Count the lines below that contain the word "page", and reply with that number alone.

-- START --

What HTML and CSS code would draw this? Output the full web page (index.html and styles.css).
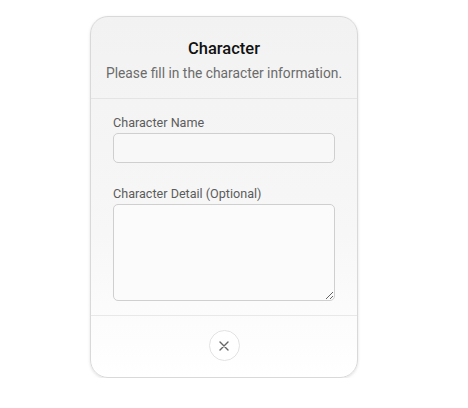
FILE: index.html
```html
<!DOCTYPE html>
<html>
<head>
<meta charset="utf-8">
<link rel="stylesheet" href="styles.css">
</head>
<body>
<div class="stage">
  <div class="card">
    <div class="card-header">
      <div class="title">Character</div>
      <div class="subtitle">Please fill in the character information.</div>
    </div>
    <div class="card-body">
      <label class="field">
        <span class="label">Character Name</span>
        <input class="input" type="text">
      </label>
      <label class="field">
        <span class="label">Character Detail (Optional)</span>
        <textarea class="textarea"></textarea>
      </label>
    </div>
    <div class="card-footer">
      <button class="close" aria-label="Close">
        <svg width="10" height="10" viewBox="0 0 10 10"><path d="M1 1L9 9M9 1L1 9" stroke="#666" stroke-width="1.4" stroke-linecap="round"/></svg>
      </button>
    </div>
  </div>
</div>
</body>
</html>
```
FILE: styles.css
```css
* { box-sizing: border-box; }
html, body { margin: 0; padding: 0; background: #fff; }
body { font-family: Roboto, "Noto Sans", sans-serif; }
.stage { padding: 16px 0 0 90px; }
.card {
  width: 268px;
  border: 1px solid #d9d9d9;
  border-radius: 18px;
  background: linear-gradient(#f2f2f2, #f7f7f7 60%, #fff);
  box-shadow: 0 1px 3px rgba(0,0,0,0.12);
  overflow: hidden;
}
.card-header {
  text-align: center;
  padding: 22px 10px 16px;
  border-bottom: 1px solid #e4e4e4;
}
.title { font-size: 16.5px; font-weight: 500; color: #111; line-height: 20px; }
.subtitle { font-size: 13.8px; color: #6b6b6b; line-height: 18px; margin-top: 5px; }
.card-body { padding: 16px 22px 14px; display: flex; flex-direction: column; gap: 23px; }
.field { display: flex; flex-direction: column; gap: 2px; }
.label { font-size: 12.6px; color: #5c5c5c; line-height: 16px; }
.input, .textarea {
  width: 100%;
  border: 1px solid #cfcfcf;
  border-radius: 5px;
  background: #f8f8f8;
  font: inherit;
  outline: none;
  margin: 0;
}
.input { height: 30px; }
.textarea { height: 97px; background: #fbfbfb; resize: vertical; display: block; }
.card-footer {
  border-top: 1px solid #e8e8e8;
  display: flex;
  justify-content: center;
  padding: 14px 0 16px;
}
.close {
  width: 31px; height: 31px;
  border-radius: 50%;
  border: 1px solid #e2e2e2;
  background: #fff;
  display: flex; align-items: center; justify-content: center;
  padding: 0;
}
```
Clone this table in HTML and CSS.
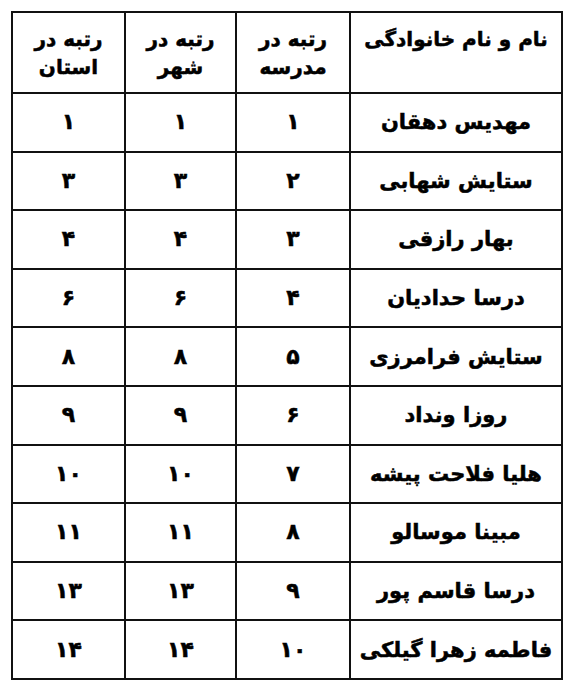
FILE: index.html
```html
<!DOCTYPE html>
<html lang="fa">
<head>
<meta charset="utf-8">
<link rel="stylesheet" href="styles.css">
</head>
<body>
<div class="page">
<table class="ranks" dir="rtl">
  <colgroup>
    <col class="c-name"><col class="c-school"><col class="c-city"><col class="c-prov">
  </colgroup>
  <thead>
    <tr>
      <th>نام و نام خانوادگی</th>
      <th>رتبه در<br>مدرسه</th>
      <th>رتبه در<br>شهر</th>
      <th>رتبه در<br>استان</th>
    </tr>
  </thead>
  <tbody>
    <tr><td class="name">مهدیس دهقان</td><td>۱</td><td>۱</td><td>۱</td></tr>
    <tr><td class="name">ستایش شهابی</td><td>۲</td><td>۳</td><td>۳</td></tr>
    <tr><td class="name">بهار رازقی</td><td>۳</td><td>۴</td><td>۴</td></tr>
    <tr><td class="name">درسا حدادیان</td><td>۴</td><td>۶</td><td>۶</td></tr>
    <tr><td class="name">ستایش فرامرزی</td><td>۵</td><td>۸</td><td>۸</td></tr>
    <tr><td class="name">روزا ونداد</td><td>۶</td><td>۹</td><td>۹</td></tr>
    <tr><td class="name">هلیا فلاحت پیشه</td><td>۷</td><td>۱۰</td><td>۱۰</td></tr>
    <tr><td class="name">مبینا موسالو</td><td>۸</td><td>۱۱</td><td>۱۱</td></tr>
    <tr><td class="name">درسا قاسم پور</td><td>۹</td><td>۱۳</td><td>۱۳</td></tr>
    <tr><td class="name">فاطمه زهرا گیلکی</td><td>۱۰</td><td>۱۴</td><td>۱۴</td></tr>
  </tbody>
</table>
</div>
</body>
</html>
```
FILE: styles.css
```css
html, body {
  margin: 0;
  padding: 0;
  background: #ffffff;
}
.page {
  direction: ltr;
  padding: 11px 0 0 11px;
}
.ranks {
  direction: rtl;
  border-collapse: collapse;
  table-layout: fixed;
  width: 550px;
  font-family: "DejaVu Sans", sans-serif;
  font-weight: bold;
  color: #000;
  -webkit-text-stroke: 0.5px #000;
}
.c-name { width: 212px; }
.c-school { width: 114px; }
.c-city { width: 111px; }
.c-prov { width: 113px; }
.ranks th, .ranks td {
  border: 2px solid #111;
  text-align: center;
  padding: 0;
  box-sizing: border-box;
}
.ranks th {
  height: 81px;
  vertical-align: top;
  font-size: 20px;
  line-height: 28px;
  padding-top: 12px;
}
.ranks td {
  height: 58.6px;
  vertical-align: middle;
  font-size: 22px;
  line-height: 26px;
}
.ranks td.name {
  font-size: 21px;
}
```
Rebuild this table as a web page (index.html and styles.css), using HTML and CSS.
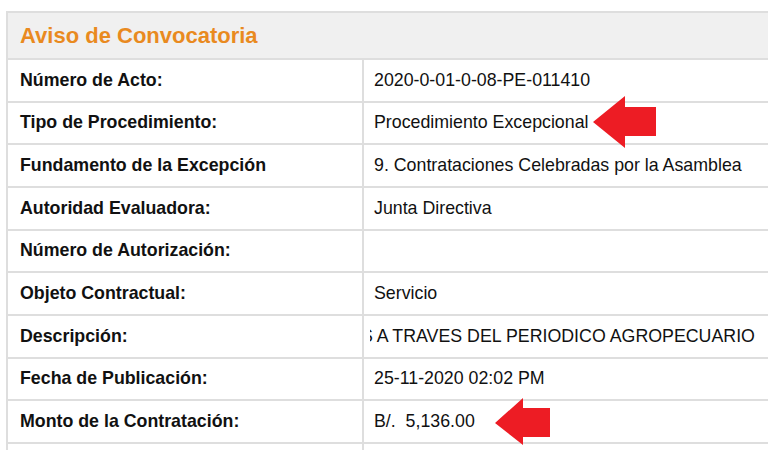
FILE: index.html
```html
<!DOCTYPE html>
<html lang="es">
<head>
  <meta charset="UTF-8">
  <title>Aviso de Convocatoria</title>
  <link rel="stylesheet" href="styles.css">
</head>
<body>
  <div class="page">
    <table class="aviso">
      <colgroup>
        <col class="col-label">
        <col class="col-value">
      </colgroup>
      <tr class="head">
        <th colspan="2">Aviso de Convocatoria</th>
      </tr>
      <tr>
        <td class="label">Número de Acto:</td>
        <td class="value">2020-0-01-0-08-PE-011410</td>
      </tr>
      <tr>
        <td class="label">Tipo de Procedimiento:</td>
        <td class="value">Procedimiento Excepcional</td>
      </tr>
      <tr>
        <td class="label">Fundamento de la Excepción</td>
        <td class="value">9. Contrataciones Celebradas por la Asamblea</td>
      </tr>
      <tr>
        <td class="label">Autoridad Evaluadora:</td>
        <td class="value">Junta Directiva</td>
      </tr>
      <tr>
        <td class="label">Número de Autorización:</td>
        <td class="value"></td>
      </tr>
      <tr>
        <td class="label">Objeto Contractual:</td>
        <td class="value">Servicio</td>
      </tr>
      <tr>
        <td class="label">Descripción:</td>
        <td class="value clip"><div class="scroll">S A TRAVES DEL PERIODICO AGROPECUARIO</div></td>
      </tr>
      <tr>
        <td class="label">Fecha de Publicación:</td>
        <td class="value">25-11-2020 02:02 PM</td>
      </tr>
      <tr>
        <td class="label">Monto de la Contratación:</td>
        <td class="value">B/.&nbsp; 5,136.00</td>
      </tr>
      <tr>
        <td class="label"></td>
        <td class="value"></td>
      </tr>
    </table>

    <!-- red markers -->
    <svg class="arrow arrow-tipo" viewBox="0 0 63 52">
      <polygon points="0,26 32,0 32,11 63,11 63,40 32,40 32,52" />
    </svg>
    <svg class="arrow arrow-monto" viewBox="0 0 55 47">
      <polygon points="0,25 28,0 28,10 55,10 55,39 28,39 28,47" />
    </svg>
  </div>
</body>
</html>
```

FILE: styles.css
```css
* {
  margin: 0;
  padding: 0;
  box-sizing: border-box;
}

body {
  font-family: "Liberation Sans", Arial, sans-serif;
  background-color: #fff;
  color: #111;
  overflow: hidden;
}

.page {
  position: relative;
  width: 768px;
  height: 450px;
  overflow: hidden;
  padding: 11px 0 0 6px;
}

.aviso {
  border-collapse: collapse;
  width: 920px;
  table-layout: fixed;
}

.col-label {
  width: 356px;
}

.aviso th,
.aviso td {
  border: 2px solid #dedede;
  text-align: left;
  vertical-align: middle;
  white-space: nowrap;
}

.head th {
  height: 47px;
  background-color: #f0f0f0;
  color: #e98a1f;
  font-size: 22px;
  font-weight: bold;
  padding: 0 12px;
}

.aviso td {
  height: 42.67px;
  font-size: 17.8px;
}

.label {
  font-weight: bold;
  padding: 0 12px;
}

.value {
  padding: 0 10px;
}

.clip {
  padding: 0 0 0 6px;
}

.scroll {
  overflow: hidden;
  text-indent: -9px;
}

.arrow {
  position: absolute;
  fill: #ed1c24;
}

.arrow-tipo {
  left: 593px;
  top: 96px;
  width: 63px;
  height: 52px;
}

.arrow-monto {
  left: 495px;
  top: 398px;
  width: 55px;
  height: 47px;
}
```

-- END --

• [Worked solution] 6